PYNQ: PYTHON PRODUCTIVITY

Execution time in PYNQ-Z2

I have written my kernel code in Vivado HLS and validated it using C/RTL Cosimulation. I exported the IP and created the block design and validated it in Vivado. I generated the bitstream for the validated block design. I also verified it on the PYNQ-Z2 board.

When I measured the execution time using the “time” python package in the host program, I noticed a discrepancy in the execution time on the PYNQ board and the time I calculated after the C/RTL Cosim. I calculated the execution time of the kernal after C/RTL cosim as follow:
Execution time = Latency x Clock Period

The timing on the board was calculated as follows:

pg_ip.write(0x00,0x01)
start = time.time()
while pg_ip.read(0x01 & 0x4)!= 0x04:
pass
end = time.time()
pg_ip.write(0x00,0x00) # stop
timing= end-start
print(timing)

These two timings do not match.

What is the reason for having different times?

What time did you measure, and what is the difference vs what you saw from co-sim?

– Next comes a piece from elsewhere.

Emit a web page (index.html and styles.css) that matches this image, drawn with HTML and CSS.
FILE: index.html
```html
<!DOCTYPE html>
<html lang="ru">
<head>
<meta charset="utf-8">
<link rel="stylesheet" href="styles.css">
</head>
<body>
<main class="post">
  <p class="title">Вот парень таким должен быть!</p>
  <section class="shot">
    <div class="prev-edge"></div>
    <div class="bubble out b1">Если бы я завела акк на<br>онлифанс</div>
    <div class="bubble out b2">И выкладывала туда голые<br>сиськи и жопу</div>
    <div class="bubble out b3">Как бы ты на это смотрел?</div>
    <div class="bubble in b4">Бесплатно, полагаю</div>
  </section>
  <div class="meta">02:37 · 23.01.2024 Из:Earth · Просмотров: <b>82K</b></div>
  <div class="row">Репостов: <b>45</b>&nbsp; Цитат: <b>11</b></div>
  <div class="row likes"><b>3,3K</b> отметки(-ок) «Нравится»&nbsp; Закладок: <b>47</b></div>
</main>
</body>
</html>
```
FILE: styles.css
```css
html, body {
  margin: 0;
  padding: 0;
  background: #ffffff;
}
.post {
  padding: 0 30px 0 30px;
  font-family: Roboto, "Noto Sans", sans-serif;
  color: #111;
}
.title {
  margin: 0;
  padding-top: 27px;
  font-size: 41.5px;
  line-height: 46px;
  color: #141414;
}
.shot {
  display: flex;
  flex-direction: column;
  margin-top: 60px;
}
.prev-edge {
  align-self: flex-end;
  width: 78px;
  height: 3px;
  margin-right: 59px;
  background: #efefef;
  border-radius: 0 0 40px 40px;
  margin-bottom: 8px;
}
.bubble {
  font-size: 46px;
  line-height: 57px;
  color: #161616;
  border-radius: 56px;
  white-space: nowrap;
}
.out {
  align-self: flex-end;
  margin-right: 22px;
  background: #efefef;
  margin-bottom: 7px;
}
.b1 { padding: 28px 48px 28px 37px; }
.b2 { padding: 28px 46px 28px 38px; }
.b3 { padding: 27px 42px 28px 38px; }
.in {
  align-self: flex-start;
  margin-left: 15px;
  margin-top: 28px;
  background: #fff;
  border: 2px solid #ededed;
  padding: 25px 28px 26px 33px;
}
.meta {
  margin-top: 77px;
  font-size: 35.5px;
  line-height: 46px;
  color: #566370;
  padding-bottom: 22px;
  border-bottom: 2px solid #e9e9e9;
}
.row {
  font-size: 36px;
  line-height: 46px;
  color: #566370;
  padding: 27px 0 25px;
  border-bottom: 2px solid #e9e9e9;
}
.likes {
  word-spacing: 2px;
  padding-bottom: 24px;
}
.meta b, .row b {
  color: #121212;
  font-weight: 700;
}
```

There will be some overhead with the Python calls vs your co-sim time.
From memory, I think an MMIO call can be ~100MS.
(E.g. pg_ip.write() )
The call to time() will also add overhead.
If you are accessing memory (DRAM) there can be some additional (small) variability.

Cathal

Thank you for your reply, Cathal.

Latency I got in co-sim report = 662,059 cycles
CP achieved post-implementation = 9.726 ns
So, I calculated the theoretical kernel execution time as 662059 X 9.726 X 10^-9 = 0.006439 seconds.

The execution time of IP on the board was 0.05239 seconds.

Therefore, the time I get on the board is 8.135 times the theoretical time I calculate using co-sim latency.

0.05239 seconds isn’t very long. There will be an overhead with the Python calls.
Can you run your kernel for longer? If you want an accurate timing measurement, you can add an ILA and measure from the start/end of the control signals for your IP.

Cathal